**DESCRIPTION OF THE TASK**
Starting with the first line of the listing, quote each line exactly until and including the one with "</ft-dashboard>", leaving pictures out.

**DATA**

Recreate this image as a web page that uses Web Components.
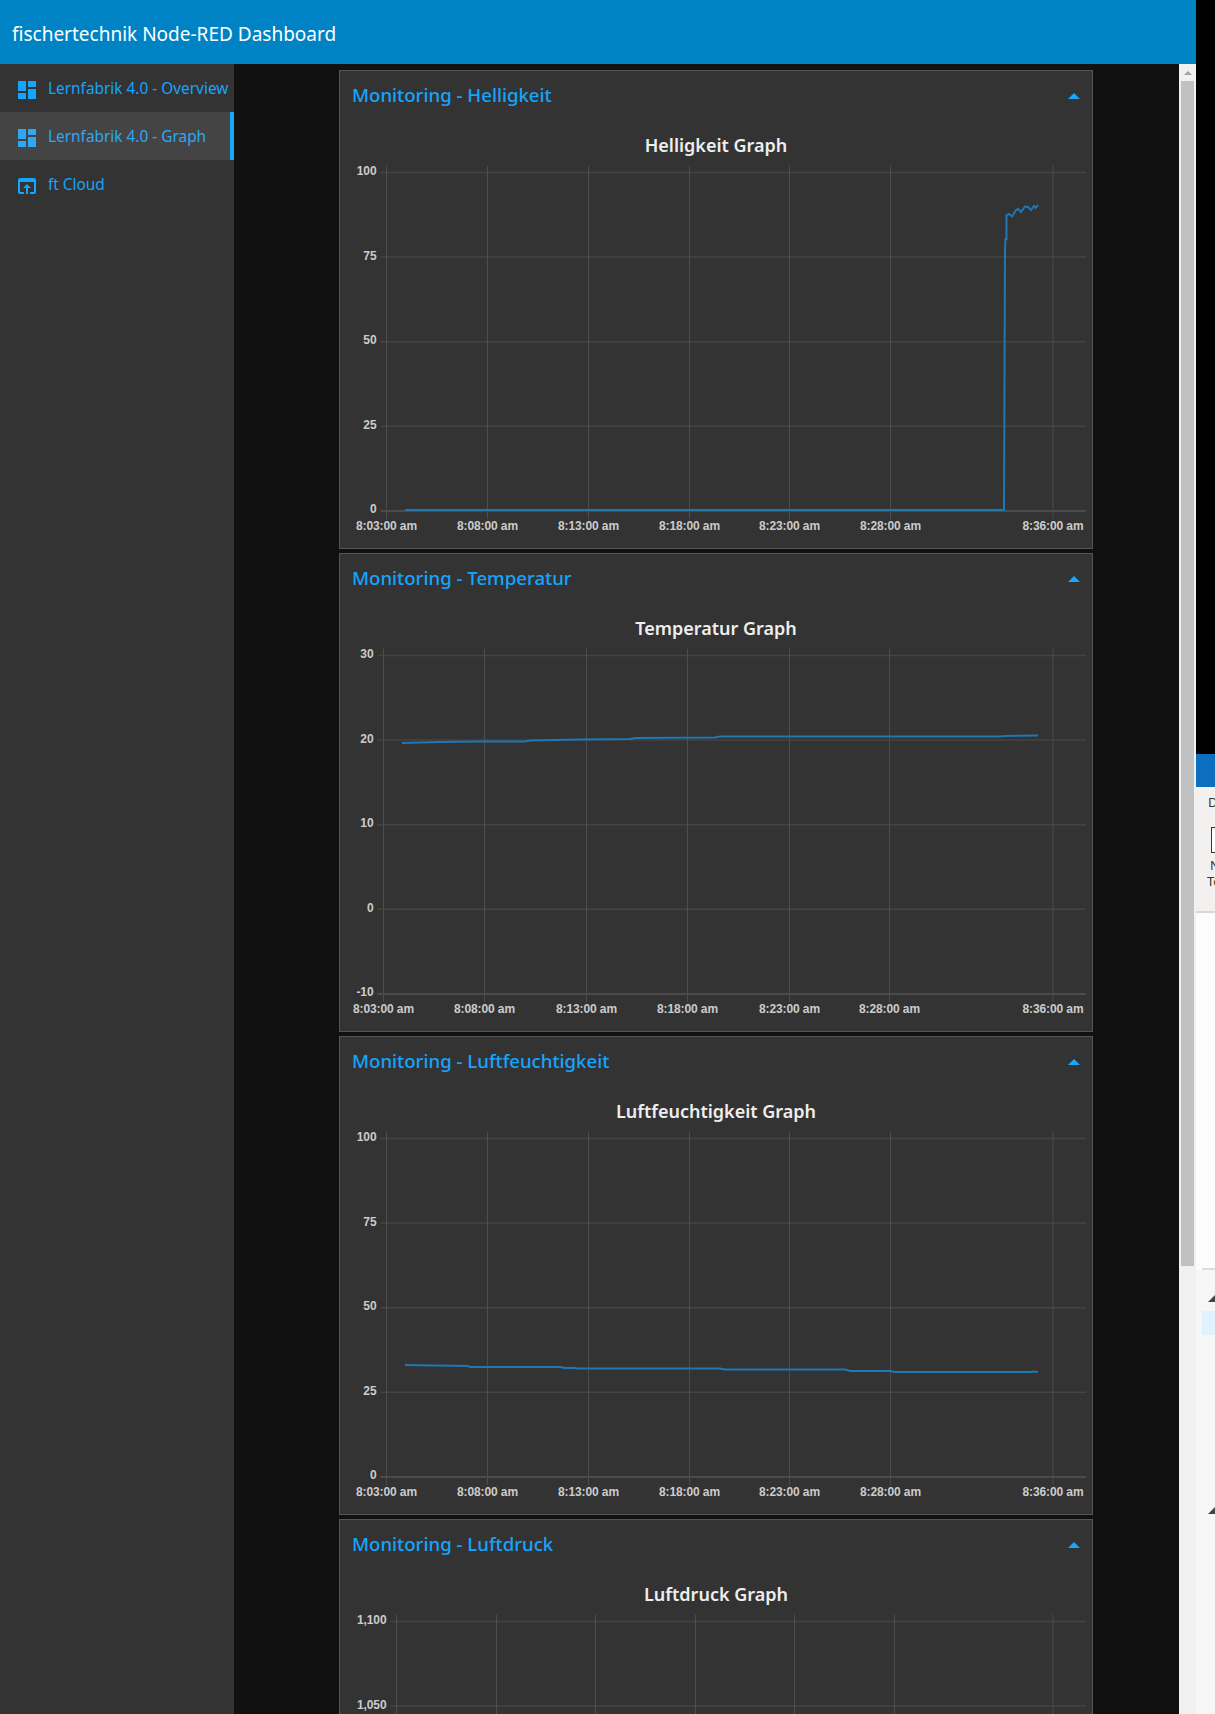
<!DOCTYPE html>
<html>
<head>
<meta charset="utf-8">
<title>fischertechnik Node-RED Dashboard</title>
<style>
  html, body { margin: 0; height: 1714px; overflow: hidden; background: #000; }
  body { font-family: "Noto Sans", sans-serif; }
  ft-card + ft-card { margin-top: 4px; }
</style>
</head>
<body>
<ft-dashboard>
  <ft-toolbar slot="toolbar">fischertechnik Node-RED Dashboard</ft-toolbar>
  <ft-nav slot="nav">
    <ft-nav-item icon="dashboard">Lernfabrik 4.0 - Overview</ft-nav-item>
    <ft-nav-item icon="dashboard" active>Lernfabrik 4.0 - Graph</ft-nav-item>
    <ft-nav-item icon="cloud">ft Cloud</ft-nav-item>
  </ft-nav>
  <ft-card heading="Monitoring - Helligkeit">
    <ft-chart heading="Helligkeit Graph" left="386.5" xs="386.5,487.5,588.5,689.5,789.5,890.5,1053"
      ticks="100;75;50;25;0"
      points="405,510 1004,510 1005,250 1005.5,239 1006.5,239 1006.5,215 1009,214 1012,216.5 1016,210 1018,209 1021,212 1025,206.5 1028,207 1031,210 1034,206 1035.5,208 1038,205"></ft-chart>
  </ft-card>
  <ft-card heading="Monitoring - Temperatur">
    <ft-chart heading="Temperatur Graph" left="383.5" xs="383.5,484.5,586.5,687.5,789.5,889.5,1053"
      ticks="30;20;10;0;-10"
      points="402,260 440,259 480,258.5 525,258.5 530,257.5 580,256.5 630,256 635,255 715,254.5 720,253.5 1000,253.5 1005,253 1038,252.5"></ft-chart>
  </ft-card>
  <ft-card heading="Monitoring - Luftfeuchtigkeit">
    <ft-chart heading="Luftfeuchtigkeit Graph" left="386.5" xs="386.5,487.5,588.5,689.5,789.5,890.5,1053"
      ticks="100;75;50;25;0"
      points="405,399 435,399.5 468,400 470,401 560,401 565,402 575,402 578,402.5 720,402.5 725,403.5 845,403.5 850,405 890,405 895,406 1030,406 1034,405.5 1038,406"></ft-chart>
  </ft-card>
  <ft-card heading="Monitoring - Luftdruck">
    <!-- only the first two rows of this chart are on screen -->
    <ft-chart heading="Luftdruck Graph" left="396.5" xs="396.5,496.5,595.5,695.5,794.5,894.5,1053"
      ticks="1,100;1,050" cut></ft-chart>
  </ft-card>
  <ft-scrollbar slot="scrollbar"></ft-scrollbar>
  <ft-peek slot="peek"></ft-peek>
</ft-dashboard>

<script>
class FtDashboard extends HTMLElement {
  constructor() {
    super();
    this.attachShadow({ mode: 'open' }).innerHTML = `
      <style>
        :host { display: flex; width: 1215px; height: 1714px; background: #000; }
        .app { width: 1196px; display: flex; flex-direction: column; }
        .body { flex: 1; display: flex; min-height: 0; }
        main { flex: 1; background: #111; padding: 6px 86px 0 105px; overflow: hidden; }
      </style>
      <div class="app">
        <slot name="toolbar"></slot>
        <div class="body">
          <slot name="nav"></slot>
          <main><slot></slot></main>
          <slot name="scrollbar"></slot>
        </div>
      </div>
      <slot name="peek"></slot>`;
  }
}

class FtToolbar extends HTMLElement {
  constructor() {
    super();
    this.attachShadow({ mode: 'open' }).innerHTML = `
      <style>
        :host { display: flex; align-items: center; box-sizing: border-box; height: 64px; padding: 4px 0 0 12px; background: #0083c4; color: #fff; font: 400 19px "Noto Sans", sans-serif; }
      </style>
      <slot></slot>`;
  }
}

class FtNav extends HTMLElement {
  constructor() {
    super();
    this.attachShadow({ mode: 'open' }).innerHTML = `
      <style>
        :host { display: block; width: 234px; background: #333; }
      </style>
      <slot></slot>`;
  }
}

const navIcons = {
  dashboard: '<path d="M3 13h8V3H3v10zm0 8h8v-6H3v6zm10 0h8V11h-8v10zm0-18v6h8V3h-8z"/>',
  cloud: '<path d="M19 4H5c-1.11 0-2 .9-2 2v12c0 1.1.89 2 2 2h4v-2H5V8h14v10h-4v2h4c1.1 0 2-.9 2-2V6c0-1.1-.89-2-2-2zm-7 6l-4 4h3v6h2v-6h3l-4-4z"/>'
};

class FtNavItem extends HTMLElement {
  constructor() {
    super();
    const icon = navIcons[this.getAttribute('icon')];
    this.attachShadow({ mode: 'open' }).innerHTML = `
      <style>
        :host { display: flex; align-items: center; box-sizing: border-box; height: 48px; padding-left: 18px; color: #14a5ff; font: 400 15.4px "Noto Sans", sans-serif; white-space: nowrap; overflow: hidden; }
        :host([active]) { background: #444; border-right: 4px solid #14a9ff; color: #2ea8f5; }
        svg { width: 18px; height: 18px; flex: none; margin: 4px 12px 0 0; fill: currentColor; }
      </style>
      <svg viewBox="3 3 18 18">${icon}</svg><slot></slot>`;
  }
}

class FtCard extends HTMLElement {
  constructor() {
    super();
    this.attachShadow({ mode: 'open' }).innerHTML = `
      <style>
        :host { display: block; box-sizing: border-box; width: 754px; height: 479px; background: #333; border: 1px solid #555; }
        header { display: flex; align-items: center; justify-content: space-between; box-sizing: border-box; height: 48px; padding: 0 12px 2px; color: #14a5ff; font: 500 18.6px "Noto Sans", sans-serif; }
        i { width: 0; height: 0; margin-top: 4px; border: 6px solid transparent; border-top: 0; border-bottom: 6px solid #14a9ff; }
      </style>
      <header><span></span><i></i></header>
      <slot></slot>`;
    this.shadowRoot.querySelector('span').textContent = this.getAttribute('heading');
  }
}

// x in the attributes is page x, y is page y as it would be in the first card
class FtChart extends HTMLElement {
  constructor() {
    super();
    this.attachShadow({ mode: 'open' });
    const xs = this.getAttribute('xs').split(',').map(Number);
    const ticks = this.getAttribute('ticks').split(';');
    const left = Number(this.getAttribute('left'));
    const cut = this.hasAttribute('cut');
    const times = ['8:03:00 am', '8:08:00 am', '8:13:00 am', '8:18:00 am', '8:23:00 am', '8:28:00 am', '8:36:00 am'];
    // svg starts at page x 340 and 155 px down
    const ox = 340, oy = 155;
    const hy = i => 172.5 + i * 84.6 - oy;
    let grid = '';
    ticks.forEach((t, i) => {
      const y = hy(i);
      const axis = !cut && i === ticks.length - 1;
      grid += `<line x1="${left - ox - 6}" x2="${1086 - ox}" y1="${y}" y2="${y}" stroke="${axis ? '#555' : '#444'}" stroke-width="1.5"/>`;
      grid += `<text x="${left - ox - 10}" y="${y + 2.5}" text-anchor="end">${t}</text>`;
    });
    xs.forEach((x, i) => {
      grid += `<line x1="${x - ox}" x2="${x - ox}" y1="${hy(0) - 7}" y2="${hy(4) + 8}" stroke="#4d4d4d"/>`;
      if (!cut) grid += `<text x="${x - ox}" y="${hy(4) + 19.5}" text-anchor="middle">${times[i]}</text>`;
    });
    let line = '';
    const pts = this.getAttribute('points');
    if (pts) {
      const local = pts.trim().split(/\s+/).map(p => {
        const [x, y] = p.split(',').map(Number);
        return `${x - ox},${y - oy}`;
      }).join(' ');
      line = `<polyline points="${local}" fill="none" stroke="#1f77b4" stroke-width="2"/>`;
    }
    this.shadowRoot.innerHTML = `
      <style>
        :host { display: block; }
        h3 { margin: 16px 0 0; height: 20px; text-align: center; color: #eee; font: 600 18px/20px "Noto Sans", sans-serif; }
        svg { display: block; width: 752px; height: 393px; }
        text { fill: #ccc; font: 700 12px "Liberation Sans", Arial, sans-serif; letter-spacing: -0.1px; }
      </style>
      <h3></h3>
      <svg viewBox="0 0 752 393">${grid}${line}</svg>`;
    this.shadowRoot.querySelector('h3').textContent = this.getAttribute('heading');
  }
}

class FtScrollbar extends HTMLElement {
  constructor() {
    super();
    this.attachShadow({ mode: 'open' }).innerHTML = `
      <style>
        :host { display: block; box-sizing: border-box; width: 17px; padding: 0 2px; background: #f1f1f1; }
        .up { height: 17px; display: flex; align-items: center; justify-content: center; }
        .up i { width: 0; height: 0; border: 4px solid transparent; border-top: 0; border-bottom: 4px solid #a3a3a3; }
        .thumb { height: 1185px; background: #c1c1c1; }
      </style>
      <div class="up"><i></i></div>
      <div class="thumb"></div>`;
  }
}

// the edge of another window that shows beside the browser
class FtPeek extends HTMLElement {
  constructor() {
    super();
    this.attachShadow({ mode: 'open' }).innerHTML = `
      <style>
        :host { display: block; width: 19px; height: 1714px; overflow: hidden; background: #f6f6f6; color: #333; font: 13px/16px "Noto Sans", sans-serif; }
        .black { height: 754px; background: #000; }
        .title { height: 33px; background: #0c6fc0; }
        .ribbon { box-sizing: border-box; height: 126px; background: #f2f1f0; border-bottom: 2px solid #d8d8d8; padding-top: 7px; }
        .ribbon span { display: block; white-space: nowrap; }
        .tab { padding-left: 12px; }
        .box { box-sizing: border-box; width: 8px; height: 26px; margin: 17px 0 0 15px; border: 1px solid #333; border-right: 0; background: #fff; box-shadow: inset 0 2px 0 #f2f1f0; }
        .n { padding-left: 14px; margin-top: 4px; }
        .t { padding-left: 11px; }
        .top { height: 357px; background: #fcfcfc; position: relative; }
        .rule { position: absolute; left: 6px; right: 0; bottom: 0; height: 2px; background: #ddd; }
        .tri { width: 0; height: 0; margin-left: 12px; border-bottom: 7px solid #444; border-left: 7px solid transparent; }
        .sel { height: 24px; margin: 9px 0 0 6px; background: #dff2fd; }
      </style>
      <div class="black"></div>
      <div class="title"></div>
      <div class="ribbon">
        <span class="tab">D</span>
        <div class="box"></div>
        <span class="n">N</span>
        <span class="t">Te</span>
      </div>
      <div class="top"><div class="rule"></div></div>
      <div class="tri" style="margin-top:25px"></div>
      <div class="sel"></div>
      <div class="tri" style="margin-top:172px"></div>`;
  }
}

customElements.define('ft-dashboard', FtDashboard);
customElements.define('ft-toolbar', FtToolbar);
customElements.define('ft-nav', FtNav);
customElements.define('ft-nav-item', FtNavItem);
customElements.define('ft-card', FtCard);
customElements.define('ft-chart', FtChart);
customElements.define('ft-scrollbar', FtScrollbar);
customElements.define('ft-peek', FtPeek);
</script>
</body>
</html>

**RESULT FOR THIS TASK**
Recreate this image as a web page that uses Web Components.
<!DOCTYPE html>
<html>
<head>
<meta charset="utf-8">
<title>fischertechnik Node-RED Dashboard</title>
<style>
  html, body { margin: 0; height: 1714px; overflow: hidden; background: #000; }
  body { font-family: "Noto Sans", sans-serif; }
  ft-card + ft-card { margin-top: 4px; }
</style>
</head>
<body>
<ft-dashboard>
  <ft-toolbar slot="toolbar">fischertechnik Node-RED Dashboard</ft-toolbar>
  <ft-nav slot="nav">
    <ft-nav-item icon="dashboard">Lernfabrik 4.0 - Overview</ft-nav-item>
    <ft-nav-item icon="dashboard" active>Lernfabrik 4.0 - Graph</ft-nav-item>
    <ft-nav-item icon="cloud">ft Cloud</ft-nav-item>
  </ft-nav>
  <ft-card heading="Monitoring - Helligkeit">
    <ft-chart heading="Helligkeit Graph" left="386.5" xs="386.5,487.5,588.5,689.5,789.5,890.5,1053"
      ticks="100;75;50;25;0"
      points="405,510 1004,510 1005,250 1005.5,239 1006.5,239 1006.5,215 1009,214 1012,216.5 1016,210 1018,209 1021,212 1025,206.5 1028,207 1031,210 1034,206 1035.5,208 1038,205"></ft-chart>
  </ft-card>
  <ft-card heading="Monitoring - Temperatur">
    <ft-chart heading="Temperatur Graph" left="383.5" xs="383.5,484.5,586.5,687.5,789.5,889.5,1053"
      ticks="30;20;10;0;-10"
      points="402,260 440,259 480,258.5 525,258.5 530,257.5 580,256.5 630,256 635,255 715,254.5 720,253.5 1000,253.5 1005,253 1038,252.5"></ft-chart>
  </ft-card>
  <ft-card heading="Monitoring - Luftfeuchtigkeit">
    <ft-chart heading="Luftfeuchtigkeit Graph" left="386.5" xs="386.5,487.5,588.5,689.5,789.5,890.5,1053"
      ticks="100;75;50;25;0"
      points="405,399 435,399.5 468,400 470,401 560,401 565,402 575,402 578,402.5 720,402.5 725,403.5 845,403.5 850,405 890,405 895,406 1030,406 1034,405.5 1038,406"></ft-chart>
  </ft-card>
  <ft-card heading="Monitoring - Luftdruck">
    <!-- only the first two rows of this chart are on screen -->
    <ft-chart heading="Luftdruck Graph" left="396.5" xs="396.5,496.5,595.5,695.5,794.5,894.5,1053"
      ticks="1,100;1,050" cut></ft-chart>
  </ft-card>
  <ft-scrollbar slot="scrollbar"></ft-scrollbar>
  <ft-peek slot="peek"></ft-peek>
</ft-dashboard>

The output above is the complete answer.